One fractal quantifies another, mathematicians find
To humor mathematicians, picture a pile of sand grains – say, a billion – in one square of a vast sheet of graph paper. If four or more grains occupy a single square, that square topples by sending one grain to each of its four neighboring squares.
Keep zooming out so the squares become very small, and something strange happens – the sand still "remembers" that it used to live on a square lattice, and a distinctive pattern emerges. Beautiful to boot, this phenomenon, which has stumped mathematicians for decades, is called the Abelian sandpile fractal.
Cornell mathematicians offer a new way of seeing this fractal, by quantifying how its formation depends on that original square grid. This quantification might reveal new insights into the concept of "self-organized criticality," which is when a few simple rules result in complex patterns. It turns out this quantification is another fractal, one more familiar to the math world, called an Apollonian circle packing.
This new quantification is detailed in a paper, submitted for publication, by Lionel Levine and Charlie Smart, both Cornell assistant professors of mathematics, and Wesley Pegden of Carnegie Mellon University.
"We're trying to figure out why this simple rule produces such a complicated fractal," Levine said. Studying such outcomes could apply to many kinds of self-organized systems – for example, the way wildfires spread, or how earthquakes cluster around specific fault lines.
"We can't say exactly when an earthquake will occur," Levine said. "That's because the systems are incredibly complicated.

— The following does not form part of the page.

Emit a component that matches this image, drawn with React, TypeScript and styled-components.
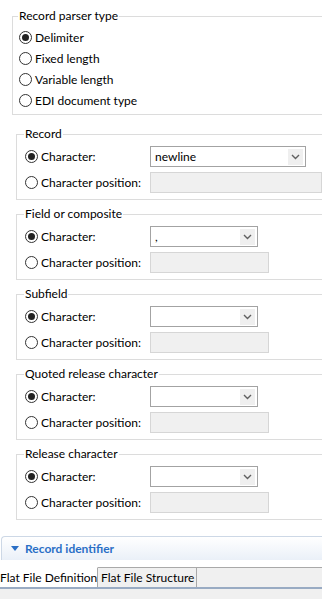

One thing that would help improve predictions would be if we knew what particular details in the fault system to focus on – which are relevant and which are unimportant."
In the sandpile fractal, the detail that might seem unimportant – the fact that it started out on a square grid – actually is crucial, Levine said. And the Apollonian circle packing measures the sandpile fractal's "memory" of that grid.
"No one ever expected that these two fractals would be connected," Smart said. "The fact that they are is spectacular."